UAE recruitment turnaround time can feel unpredictable. Some roles move quickly. Others slow down after the first call, after interview, or after salary discussion.

Candidates cannot control the whole hiring process. But they can control how they track it.

Why hiring slows down

Recruitment can slow because:

  • budget approval is pending
  • the hiring manager is unavailable
  • more candidates are being compared
  • salary alignment is not clear
  • the role has changed
  • internal candidates are being considered
  • visa or joining timelines need review
  • the employer paused the vacancy

Silence does not always mean rejection, but it should change how much attention you give the role.

Track each stage

A useful tracker should show:

  • date applied
  • source
  • first response date
  • recruiter screen date
  • interview date
  • follow-up date
  • current stage
  • next action
  • final outcome

This prevents every pending role from feeling the same.

Keep applying while waiting

One of the biggest mistakes is stopping your search after a good recruiter call. Until there is a written offer, the role is still uncertain.

Keep applying to strong-fit jobs. Keep improving your CV. Keep tracking what gets responses.

When to follow up

Follow up when there is a clear reason:

  • a timeline has passed
  • the recruiter asked for availability
  • you completed an interview
  • you sent documents and need confirmation

Do not follow up just to ask for any update on a weak application. Use your time where the signal is stronger.

JobStrike view

JobStrike should help candidates see recruitment stages clearly instead of leaving them with scattered screenshots, emails and messages.

Read about UAE time to first response, then use a job application tracker to manage your live pipeline.

Join the JobStrike waitlist if you want a clearer UAE job search workflow before the July launch.

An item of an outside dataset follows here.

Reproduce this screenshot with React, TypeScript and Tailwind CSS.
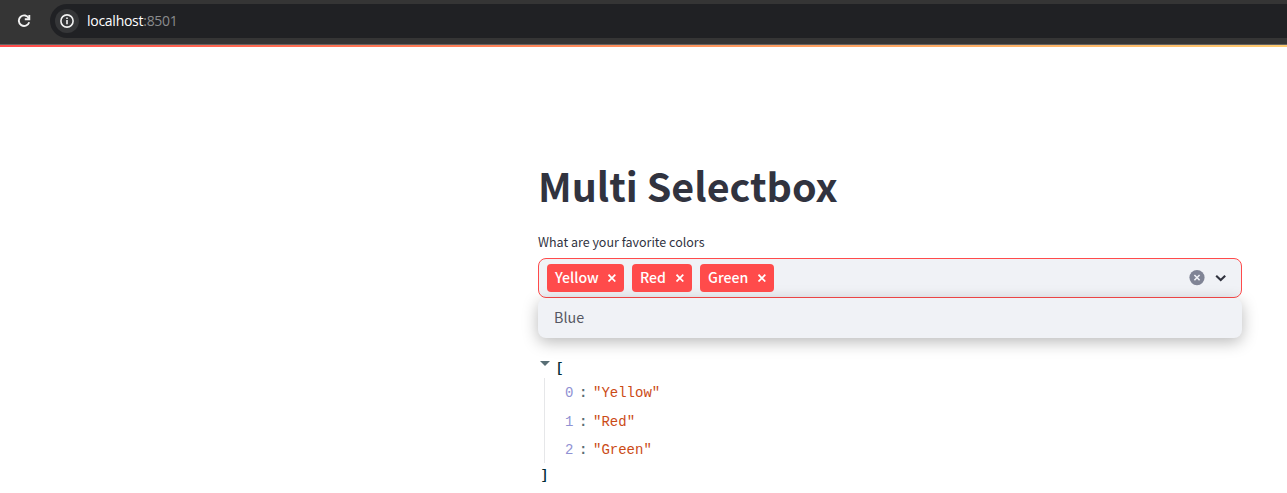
import React from "react";

const sans = "font-['Noto_Sans_CJK_JP',sans-serif]";

function CloseIcon() {
  return (
    <svg width="8" height="8" viewBox="0 0 8 8" stroke="white" strokeWidth="1.7" fill="none">
      <path d="M0.5 0.7 7.3 7.5M7.3 0.7 0.5 7.5" />
    </svg>
  );
}

function Tag({ label, width }: { label: string; width: string }) {
  return (
    <div className={`flex h-7 items-center justify-between rounded bg-[#ff4b4b] pl-2 pr-2 text-white ${width}`}>
      <span className="pb-0.5 text-[14.1px] leading-[26px] font-medium whitespace-nowrap">{label}</span>
      <CloseIcon />
    </div>
  );
}

function BrowserBar() {
  return (
    <header className="flex h-11 bg-[#353535] pt-1">
      <div className="flex h-[34px] w-[50px] items-center pl-[17px]">
        <svg width="14" height="14" viewBox="0 0 14 14" fill="none" stroke="#f2f2f2" strokeWidth="1.9">
          <path d="M11.9 4.3A5.3 5.3 0 1 0 12.2 8.3" />
          <path d="M12.3 0.9V5.2H7.8" />
        </svg>
      </div>
      <div className="flex h-[34px] flex-1 items-center rounded-l-full bg-[#202124] pl-[5px]">
        <div className="flex size-6 items-center justify-center rounded-full bg-[#353638]">
          <svg width="14" height="14" viewBox="0 0 14 14" fill="none" stroke="#f2f2f2">
            <circle cx="7" cy="7" r="6.1" strokeWidth="1.6" />
            <path d="M7 6.1v4.1M7 3.5v1.5" strokeWidth="1.6" />
          </svg>
        </div>
        <span className="ml-2 font-['Open_Sans',sans-serif] text-[14px] leading-5 tracking-[-0.27px] text-white">
          localhost<span className="text-[#8a8b8d]">:8501</span>
        </span>
      </div>
    </header>
  );
}

const selected = ["Yellow", "Red", "Green"];

export default function App() {
  return (
    <div className={`h-[493px] overflow-hidden bg-white text-[#31333f] ${sans}`}>
      <BrowserBar />
      <div className="h-px bg-[#626262]" />
      <div className="h-0.5 bg-linear-to-r from-[#ff4b4b] to-[#ffcb70]" />
      <main className="ml-[538px] w-[704px] pt-[111px]">
        <h1 className="h-[53px] text-[39.45px] leading-[53px] font-bold whitespace-nowrap">Multi Selectbox</h1>
        <p className="mt-[21px] h-5 text-[12.5px] leading-5">What are your favorite colors</p>
        <div className="mt-[6px] flex h-10 items-center gap-2 rounded-lg border border-[#ff4b4b] bg-[#f0f2f6] pl-2 pr-[15px]">
          <Tag label="Yellow" width="w-[77px]" />
          <Tag label="Red" width="w-[60px]" />
          <Tag label="Green" width="w-[74px]" />
          <svg className="mr-0.5 ml-auto" width="16" height="16" viewBox="0 0 16 16">
            <circle cx="8" cy="7.6" r="7.6" fill="#808495" />
            <path d="m5.4 5 5.2 5.2m0-5.2-5.2 5.2" stroke="#f0f2f6" strokeWidth="1.6" />
          </svg>
          <svg width="11" height="8" viewBox="0 0 11 8" fill="none" stroke="#31333f" strokeWidth="2.1">
            <path d="m1.2 1.7 4.5 4.4 4.5-4.4" />
          </svg>
        </div>
        <div className="h-10 rounded-lg bg-[#f0f2f6] pl-4 text-[14.3px] leading-[38px] text-[#555762] shadow-[0_4px_16px_rgba(0,0,0,0.28)]">
          Blue
        </div>
        <div className="pt-[19px] font-['Noto_Sans_Mono_CJK_JP','Liberation_Mono',monospace] text-[14px]">
          <div className="flex h-[21px]">
            <svg className="mt-1 ml-[2px]" width="10" height="5" viewBox="0 0 10 5">
              <path d="M0 0h10L5 5z" fill="#586e75" />
            </svg>
            <span className="ml-[6px] leading-[20px] font-bold text-[#002b36]">[</span>
          </div>
          <ol className="ml-[6px] h-[85px] border-l border-[#e6e7e9] pt-px font-['Liberation_Mono',monospace]">
            {selected.map((color, index) => (
              <li key={color} className="flex h-[28.5px] items-center pt-px pl-[20px]">
                <span className="w-[14px] text-[#9092d3]">{index}</span>
                <span className="w-[14px] font-bold text-[#586e75]">:</span>
                <span className="text-[#cb4b16]">"{color}"</span>
              </li>
            ))}
          </ol>
          <div className="ml-[3px] h-[22px] leading-[22px] font-bold text-[#002b36]">]</div>
        </div>
      </main>
    </div>
  );
}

What turnaround time actually means

Recruitment turnaround time is not one single clock. It includes the time from application to first human reply, first reply to screening call, screening call to interview, and final interview to offer or rejection.

Candidates get into trouble when they treat all silence as the same. A company that has acknowledged your application and asked for documents is different from a stale listing that never produced a human reply.

How to track it without fake averages

  • Record the application date.
  • Record the first human response date.
  • Record every stage change separately.
  • Separate automated email confirmations from recruiter replies.

This creates your own turnaround benchmark by role type, source and sector. Until JobStrike has enough platform data to publish market-wide numbers, candidate-owned tracking is the honest way to avoid false averages.

Candidate scenario: when the process stretches

Imagine a candidate applies for a UAE operations role on Sunday, gets an automated confirmation the same day, receives a recruiter message four days later, completes a screening call the next week, then waits another week for a hiring manager interview. That is not one delay. It is four separate stages.

Tracking each stage prevents the candidate from misreading the process. The first four days measure time to human reply. The next week measures screening speed. The final waiting period measures interview scheduling, not application quality.

What to do when turnaround slows

  • If there has been no human response, improve source quality and keep applying elsewhere.
  • If a recruiter has screened you, send one useful follow-up with availability and any requested documents.
  • If the hiring manager interview is pending, ask for the expected timeline without sounding impatient.

This turns turnaround time from a vague worry into a stage-by-stage decision path.